Baroness Blackstone: The New Deal for 18-24 year olds has been designed to help all young unemployed people claiming the Jobseeker's Allowance for six months or more. JSA claimants are required to be available for work and actively seeking work. The New Deal will help any women aged 18-24 in refuges who claim JSA for six months or more. The programme begins with a gateway period, lasting for up to four months, which can include help from specialist agencies for young people with exceptional problems such as homelessness. Our commitment is that during the gateway, each young person will be provided with a chance to pursue one or more places in one or more of the four New Deal options before reaching the stage at which she is required to take up a place notified in writing by an employment officer. Women receiving income support because they have dependent children will not be required to join the New Deal programme for 18-24 year olds.
Baroness Blackstone: All young people who join the New Deal for 18-24 year olds will be claiming the Jobseeker's Allowance, which requires them to be available for and actively seeking work. The New Deal for 18-24 year olds is about identifying and responding to individual circumstances. During the gateway, which can last for up to four months, young unemployed people can receive help from specialist agencies to tackle such exceptional problems as homelessness. They will also receive support from their New Deal adviser who will be able to help them make appropriate choices about the steps they should take to increase their employability and find work. A young person reaching the closing stages of the gateway period who has been unable to obtain a place in a New Deal option will be required to take up the place in an option which his or her personal adviser considers the most appropriate available.

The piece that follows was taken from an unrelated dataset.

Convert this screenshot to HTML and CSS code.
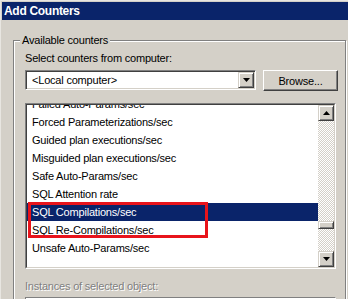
FILE: index.html
```html
<!DOCTYPE html>
<html lang="en">
<head>
    <meta charset="UTF-8">
    <title>Add Counters</title>
    <link rel="stylesheet" href="styles.css">
</head>
<body>
    <div class="window">
        <div class="titlebar">Add Counters</div>

        <fieldset class="group">
            <legend>Available counters</legend>

            <div class="label">Select counters from computer:</div>
            <div class="machine-row">
                <div class="combo">
                    <span class="combo-text">&lt;Local computer&gt;</span>
                    <span class="combo-btn">
                        <svg width="7" height="4" viewBox="0 0 7 4"><polygon points="0,0 7,0 3.5,4" fill="#000"/></svg>
                    </span>
                </div>
                <button class="btn">Browse...</button>
            </div>

            <div class="listbox">
                <div class="listbox-inner">
                    <ul class="counter-list">
                        <li>Failed Auto-Params/sec</li>
                        <li>Forced Parameterizations/sec</li>
                        <li>Guided plan executions/sec</li>
                        <li>Misguided plan executions/sec</li>
                        <li>Safe Auto-Params/sec</li>
                        <li>SQL Attention rate</li>
                        <li class="selected">SQL Compilations/sec</li>
                        <li>SQL Re-Compilations/sec</li>
                        <li>Unsafe Auto-Params/sec</li>
                    </ul>
                    <div class="scrollbar">
                        <div class="scroll-btn">
                            <svg width="7" height="4" viewBox="0 0 7 4"><polygon points="0,4 7,4 3.5,0" fill="#000"/></svg>
                        </div>
                        <div class="scroll-track">
                            <div class="scroll-thumb"></div>
                        </div>
                        <div class="scroll-btn">
                            <svg width="7" height="4" viewBox="0 0 7 4"><polygon points="0,0 7,0 3.5,4" fill="#000"/></svg>
                        </div>
                    </div>
                </div>
                <!-- annotation drawn over the two SQL compilation counters -->
                <div class="callout"></div>
            </div>

            <div class="label disabled">Instances of selected object:</div>
            <div class="listbox instances"></div>
        </fieldset>
    </div>
</body>
</html>
```

FILE: styles.css
```css
body {
    margin: 0;
    font-family: 'Liberation Sans', Arial, sans-serif;
    font-size: 11px;
    letter-spacing: -0.2px;
    color: #000;
    background: #d4d0c8;
}

.window {
    width: 348px;
    height: 299px;
    box-sizing: border-box;
    padding: 2px 0 0 2px;
    overflow: hidden;
    background: #d4d0c8;
    box-shadow: inset 1px 1px 0 #e8e6e1;
}

.titlebar {
    height: 18px;
    line-height: 18px;
    padding-left: 2px;
    background: #0a246a;
    color: #fff;
    font-weight: bold;
    font-size: 12px;
    letter-spacing: -0.3px;
}

.group {
    margin: 14px 0 0 11px;
    width: 333px;
    box-sizing: border-box;
    height: 300px;
    padding: 5px 0 0 11px;
    border: 1px solid #808080;
    box-shadow: inset 1px 1px 0 #fff, 1px 1px 0 #fff;
}

.group legend {
    margin-left: -5px;
    padding: 0 2px;
    line-height: 13px;
    background: #d4d0c8;
}

.label {
    line-height: 13px;
}

.label.disabled {
    margin-top: 11px;
    color: #808080;
    text-shadow: 1px 1px 0 #fff;
}

.machine-row {
    display: flex;
    align-items: flex-start;
    gap: 7px;
    margin-top: 5px;
}

.combo {
    width: 231px;
    height: 20px;
    box-sizing: border-box;
    display: flex;
    align-items: center;
    background: #fff;
    border: 1px solid;
    border-color: #808080 #fff #fff #808080;
    box-shadow: inset 1px 1px 0 #404040, inset -1px -1px 0 #d4d0c8;
}

.combo-text {
    flex: 1;
    padding-left: 6px;
}

.combo-btn {
    width: 16px;
    height: 16px;
    margin-right: 1px;
    box-sizing: border-box;
    display: flex;
    align-items: center;
    justify-content: center;
    background: #d4d0c8;
    border: 1px solid;
    border-color: #d4d0c8 #404040 #404040 #d4d0c8;
    box-shadow: inset 1px 1px 0 #fff, inset -1px -1px 0 #808080;
}

.btn {
    width: 75px;
    height: 21px;
    padding: 0;
    font-family: inherit;
    font-size: 11px;
    letter-spacing: inherit;
    color: #000;
    background: #d4d0c8;
    border: 1px solid;
    border-color: #fff #404040 #404040 #fff;
    box-shadow: inset -1px -1px 0 #808080;
}

.listbox {
    position: relative;
    width: 311px;
    height: 166px;
    margin-top: 12px;
    box-sizing: border-box;
    border: 1px solid;
    border-color: #808080 #fff #fff #808080;
    background: #fff;
}

.listbox-inner {
    height: 100%;
    display: flex;
    box-sizing: border-box;
    border: 1px solid;
    border-color: #404040 #d4d0c8 #d4d0c8 #404040;
}

.counter-list {
    flex: 1;
    list-style: none;
    margin: 0;
    padding: 0;
    overflow: hidden;
}

.counter-list li {
    height: 18px;
    line-height: 18px;
    padding-left: 5px;
    white-space: nowrap;
}

.counter-list li:first-child {
    margin-top: -10px;
}

.counter-list li.selected {
    background: #0a246a;
    color: #fff;
}

.callout {
    position: absolute;
    left: 2px;
    top: 98px;
    width: 180px;
    height: 36px;
    box-sizing: border-box;
    border: 3px solid #e8141b;
}

.scrollbar {
    width: 16px;
    display: flex;
    flex-direction: column;
}

.scroll-btn,
.scroll-thumb {
    box-sizing: border-box;
    background: #d4d0c8;
    border: 1px solid;
    border-color: #d4d0c8 #404040 #404040 #d4d0c8;
    box-shadow: inset 1px 1px 0 #fff, inset -1px -1px 0 #808080;
}

.scroll-btn {
    height: 16px;
    display: flex;
    align-items: center;
    justify-content: center;
}

.scroll-track {
    flex: 1;
    background-image: conic-gradient(#fff 25%, #d4d0c8 0 50%, #fff 0 75%, #d4d0c8 0);
    background-size: 2px 2px;
}

.scroll-thumb {
    height: 8px;
    margin-top: 100px;
}

.listbox.instances {
    margin-top: 4px;
    height: 60px;
}
```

Baroness Blackstone: There are several welfare to work programmes including the New Deals for lone parents, disabled people and 18-24 year old unemployed people. Our New Deal for disabled people will aim to help people, including those suffering from mental illness, who are claiming incapacity benefits and who would like to work. The New Deal for 18-24 year olds has been designed to help young unemployed people who have been claiming the Jobseeker's Allowance (JSA) for at least six months or more back into work. One of the conditions for receipt of JSA is that individuals should be capable of work. People with disabilities can, under JSA, restrict their availability for work in any way provided it is reasonable in the light of their condition. Where such restrictions are in place these will be taken fully into account while someone is on the New Deal.